The global media conglomerate will be divided into two publicly traded companies. One entity will operate as a newspaper and book publishing firm. The other will be an entertainment company that includes the 20th Century Fox movie studio, the Fox broadcast TV network and the Fox News cable channel.
NEW YORK (AP) — Rupert Murdoch’s News Corp. said Thursday that plans to split into two separate companies, one holding its newspaper business and another its entertainment operations.
Under the proposal, the global media conglomerate will be divided into two publicly traded companies. One entity will operate as a newspaper and book publishing firm. The other will be an entertainment company that includes the 20th Century Fox movie studio, the Fox broadcast TV network and the Fox News channel.
The publishing side is expected to be much smaller, with some analysts valuing it at about $5 billion, compared with the current market value for News Corp. as a whole of about $54 billion.
“There is much work to be done, but our board and I believe that this new corporate structure we are pursuing would accelerate News Corporation’s businesses to grow to new heights, and enable each company and its divisions to recognize their full potential – and unlock even greater long-term shareholder value,” Murdoch said in a statement.
Industry analysts say the faster growing pay-TV segment would be valued more highly by new investors not willing to buy shares in a company burdened by a newspaper industry in decline.
Under the current proposal, News Corp. shareholders will receive one share of common stock in the new company for each share of News Corp. that they currently hold. Each company would maintain two classes of stock.
Murdoch will serve as chairman of both companies and CEO of the media and entertainment company. The company said it plans to put together management teams and boards for both businesses over the next several months.
The split remains subject to final board and regulatory approvals. News Corp. said it expects it to be completed in about a year.

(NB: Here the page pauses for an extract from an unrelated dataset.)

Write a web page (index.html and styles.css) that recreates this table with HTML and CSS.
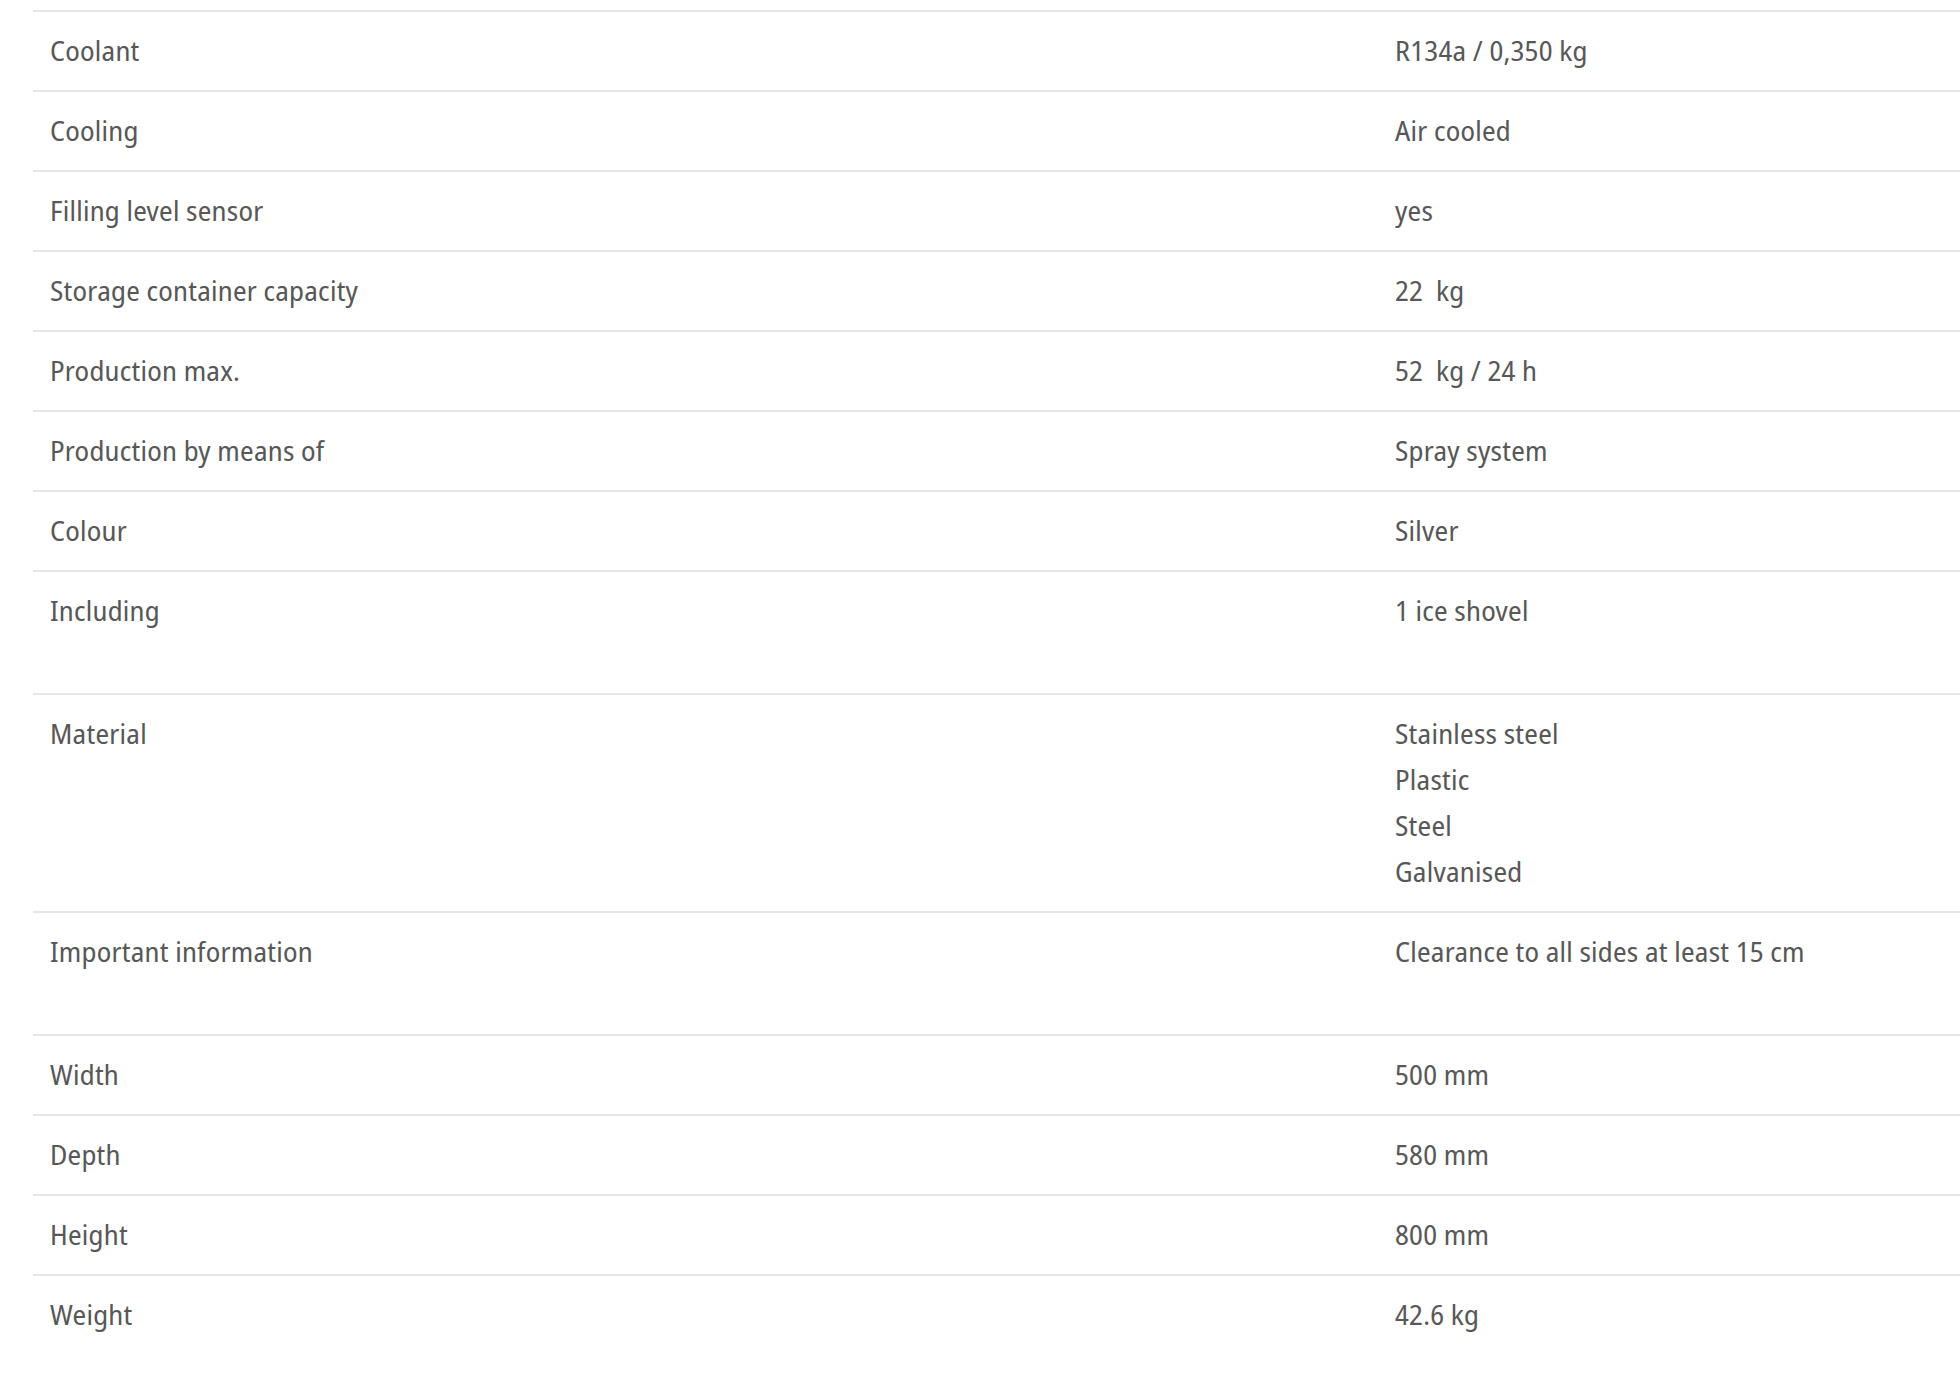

A question remains, however, about which entity would bear the financial risks of the ongoing U.K. probe into phone hacking and bribery. Besides legal costs, News Corp. also faces potential fines in the U.S. under the Foreign Corrupt Practices Act, which punishes companies that have bribed officials abroad.
British authorities have been probing allegations that News Corp. journalists at its now-shuttered News of the World and other papers hacked into phones and bribed public officials to gain exclusive information.
The splitting of News Corp. would be a symbolic turning point for its 81-year-old CEO. Murdoch’s media empire was built on the foundation of a single Australian newspaper he inherited from his father.
News Corp. shares rose 19 cents to $22.60 in premarket trading.